|Left to Right: John Canemaker and Michael Sporn|
I have not met him, nor am I the most familiar with his work as an animator (although I might have possibly seen some of the stuff he did for Weston Woods and Sesame Street when I was younger) but as a casual viewer of his blog, which is a treasure trove of animation art, history and commentary, and easily one of the greatest animation blogs on the web, I figure I had to talk about him a little.
For those unaware, (and I'm sure a ton of you are,) Michael Sporn was a New York based animator who, after working under the likes of John and Faith Hubley, Richard Williams and R.O. Blechman, struck out on his own, started his own studio in 1980, and produced, directed and animated on numerous TV animated specials and short spots with small budgets and a desire for artistic freedom and the ability to work on projects that interested him the most. He did both commissioned works and personal creations, sometimes based on children's literature, while others were based around more social issues. Some of these productions include "The Hunting Of The Snark", "Abel's Island", "The Marzipan Pig", "The Man Who Walked Between The Towers", and "Champagne", just to name a few.
One of his most notable accomplishments was his 1984 short film, Doctor DeSoto, based off the William Steig book of the same name, getting nominated for the Best Animated Short Film Academy Award.
As for his passing, I have noticed that on some of his more recent blog posts, something about Sporn's writing seemed, well, off. It had become a little more sloppy and disjointed and I was wondering if he was experiencing some sort of deterioration or health issue or something.
Little did I realize that I wasn't all that far off.
He wasn't suffering from any form of dementia or mental deterioration, like Alzehimer's, but he was suffering from pancreatic cancer, which was what ultimately did him in. Sadly, at that time, he was directing and producing an animated feature based on the life of Edgar Allan Poe. Whether that will see the light of day or not is unknown.
I'm not the most familiar with the guy, so my tribute might not be the most heartfelt. The tributes by animation historians Michael Barrier and John Canemaker, on the other hand, are. You can read them here. And you can also read animation teacher and blogger Mark Mayerson's tribute here. Heck, how about two Cartoon Brew tributes as well, one from site co-founder Amid Amidi, and one from Courage The Cowardly Dog creator John R. Dilworth. I wanted to show these particular tributes to give you an idea as to what his impact on the animation community was. He wasn't as famous as many of those big-name animators out there, but those who knew him remember him fondly.

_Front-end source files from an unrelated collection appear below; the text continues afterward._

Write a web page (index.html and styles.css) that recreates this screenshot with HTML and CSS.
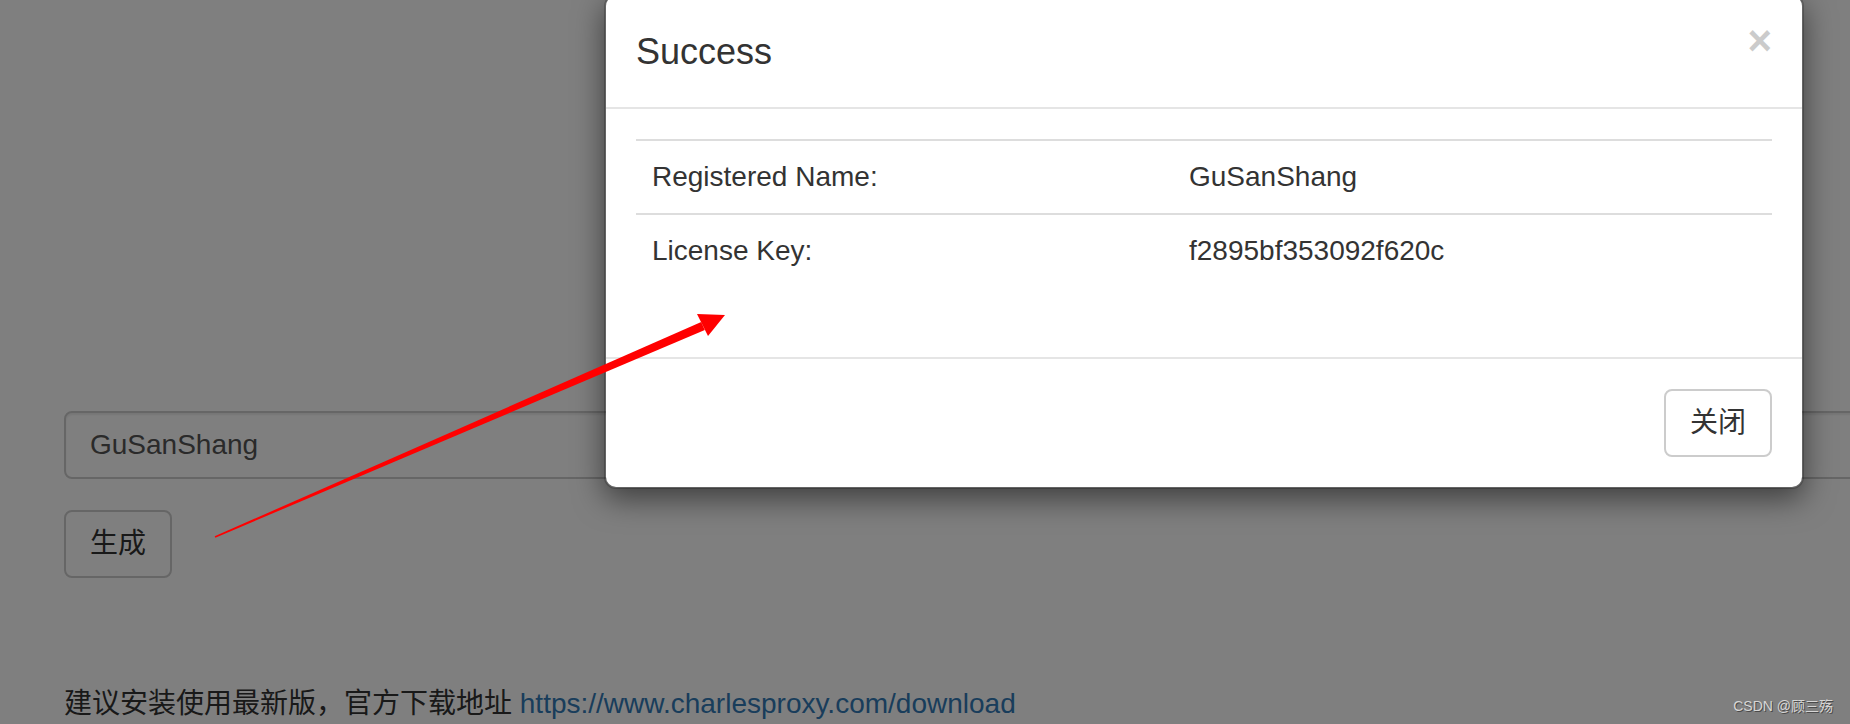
FILE: index.html
```html
<!DOCTYPE html>
<html lang="zh-CN">
<head>
<meta charset="utf-8">
<title>Charles License</title>
<link rel="stylesheet" href="styles.css">
</head>
<body>
<main class="page">
  <input class="form-control" type="text" value="GuSanShang">
  <button class="btn btn-generate" type="button">生成</button>
  <p class="hint">建议安装使用最新版，官方下载地址 <a class="link" href="#">https://www.charlesproxy.com/download</a></p>
</main>

<div class="backdrop"></div>

<div class="modal">
  <div class="modal-header">
    <span class="close">×</span>
    <h4 class="modal-title">Success</h4>
  </div>
  <div class="modal-body">
    <table class="table">
      <tbody>
        <tr><td class="col-label">Registered Name:</td><td>GuSanShang</td></tr>
        <tr><td class="col-label">License Key:</td><td>f2895bf353092f620c</td></tr>
      </tbody>
    </table>
  </div>
  <div class="modal-footer">
    <button class="btn" type="button">关闭</button>
  </div>
</div>

<svg class="annotation" width="1850" height="724" viewBox="0 0 1850 724">
  <polygon fill="#ff0000" points="215.3,537.7 214.7,536.3 701.2,321.9 704.8,330.1"/>
  <polygon fill="#ff0000" points="725,315 697,314 708,336"/>
</svg>

<div class="watermark">CSDN @顾三殇</div>
</body>
</html>
```

FILE: styles.css
```css
html, body {
  margin: 0;
  padding: 0;
}

body {
  width: 1850px;
  height: 724px;
  overflow: hidden;
  position: relative;
  background: #ffffff;
  color: #333333;
  font-family: "Liberation Sans", Arial, "Noto Sans CJK SC", sans-serif;
  font-size: 28px;
  line-height: 40px;
}

.page {
  padding: 411px 0 0 64px;
  display: flex;
  flex-direction: column;
  align-items: flex-start;
}

.form-control {
  box-sizing: border-box;
  width: 1840px;
  height: 68px;
  margin: 0;
  padding: 12px 24px;
  border: 2px solid #cccccc;
  border-radius: 8px;
  background: #ffffff;
  color: #555555;
  font-family: inherit;
  font-size: 28px;
  line-height: 40px;
  box-shadow: inset 0 2px 2px rgba(0, 0, 0, 0.075);
  outline: none;
}

.btn {
  box-sizing: border-box;
  height: 68px;
  margin: 0;
  padding: 12px 24px;
  border: 2px solid #cccccc;
  border-radius: 8px;
  background: #ffffff;
  color: #333333;
  font-family: inherit;
  font-size: 28px;
  line-height: 40px;
}

.btn-generate {
  margin-top: 31px;
}

.hint {
  margin: 106px 0 0 0;
  font-size: 28px;
  line-height: 40px;
  white-space: nowrap;
}

.link {
  color: #337ab7;
  text-decoration: none;
}

.backdrop {
  position: absolute;
  inset: 0;
  background: rgba(0, 0, 0, 0.5);
}

.modal {
  position: absolute;
  top: -6px;
  left: 604px;
  width: 1200px;
  box-sizing: border-box;
  background: #ffffff;
  border: 2px solid rgba(0, 0, 0, 0.2);
  border-radius: 12px;
  box-shadow: 0 10px 30px rgba(0, 0, 0, 0.5);
  background-clip: padding-box;
}

.modal-header {
  padding: 30px;
  border-bottom: 2px solid #e5e5e5;
}

.modal-title {
  margin: 0;
  font-size: 36px;
  font-weight: 500;
  line-height: 51.4px;
  color: #333333;
}

.close {
  float: right;
  margin-top: -6px;
  font-size: 42px;
  font-weight: bold;
  line-height: 1;
  color: #000000;
  opacity: 0.2;
}

.modal-body {
  padding: 30px;
}

.table {
  width: 100%;
  border-collapse: collapse;
  border-spacing: 0;
  margin-bottom: 40px;
}

.table td {
  padding: 16px;
  line-height: 40px;
  border-top: 2px solid #dddddd;
  vertical-align: top;
  text-align: left;
}

.col-label {
  width: 505px;
}

.modal-footer {
  padding: 30px;
  border-top: 2px solid #e5e5e5;
  display: flex;
  justify-content: flex-end;
}

.annotation {
  position: absolute;
  left: 0;
  top: 0;
  pointer-events: none;
}

.watermark {
  position: absolute;
  right: 17px;
  bottom: 9px;
  font-size: 14px;
  line-height: 18px;
  color: #d6d6d6;
  text-shadow: 1px 1px 0 #4a4a4a;
}
```
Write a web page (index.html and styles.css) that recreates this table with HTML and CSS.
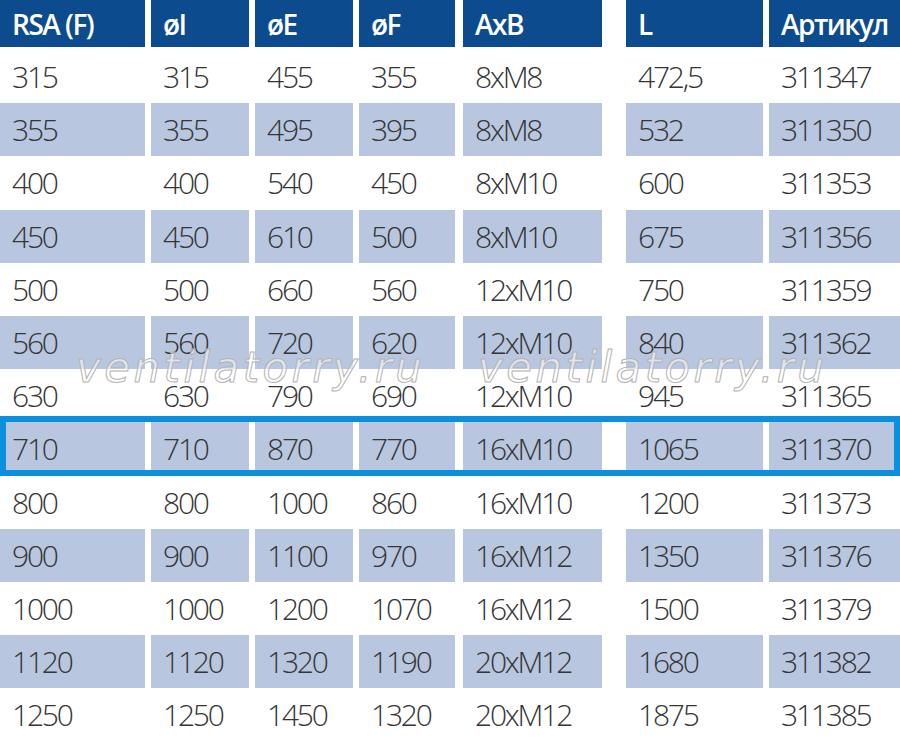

Like I said, I'm not the most familiar with his work. However, I do plan on checking out some of his animations and re-reading through more of his blog at some point. Lou Reed's death motivated me to check out more of his music, so I'm sure that the same could apply here. (Incidentally, Lou Reed was also a native New Yorker.) I do plan to look through the archives on his blog more, but as for films, I managed to find a few of them on Netflix some time ago and just recently, as of this writing, I have managed to check out a couple of his films on DVD, Whitewash and Champagne, both dealing with heavy social issues, and from what I can see, despite the minuscule budgets he works with, he still manages to create decent looking cartoons with a modern artistic bend to them. As far as the content goes, my favorite of the two was Champagne, which was a two-hour interview with a convent-raised girl named Champagne Saltes condensed down to a 13 minute cartoon. Half of it was improvised animation, while half of it used a storyboard, which is pretty impressive.
One quote in particular, however, stood out to me about how much Michael Sporn loved animation. On his "Making Of" Featurette of the DVD, the ever passionate Sporn said this: "I think animation has the potential to be the greatest of all the arts." Well, Michael, wherever you are, with great music, acting, storytelling, visual arts, and the right amount of effort and passion in the right hands, it's always possible.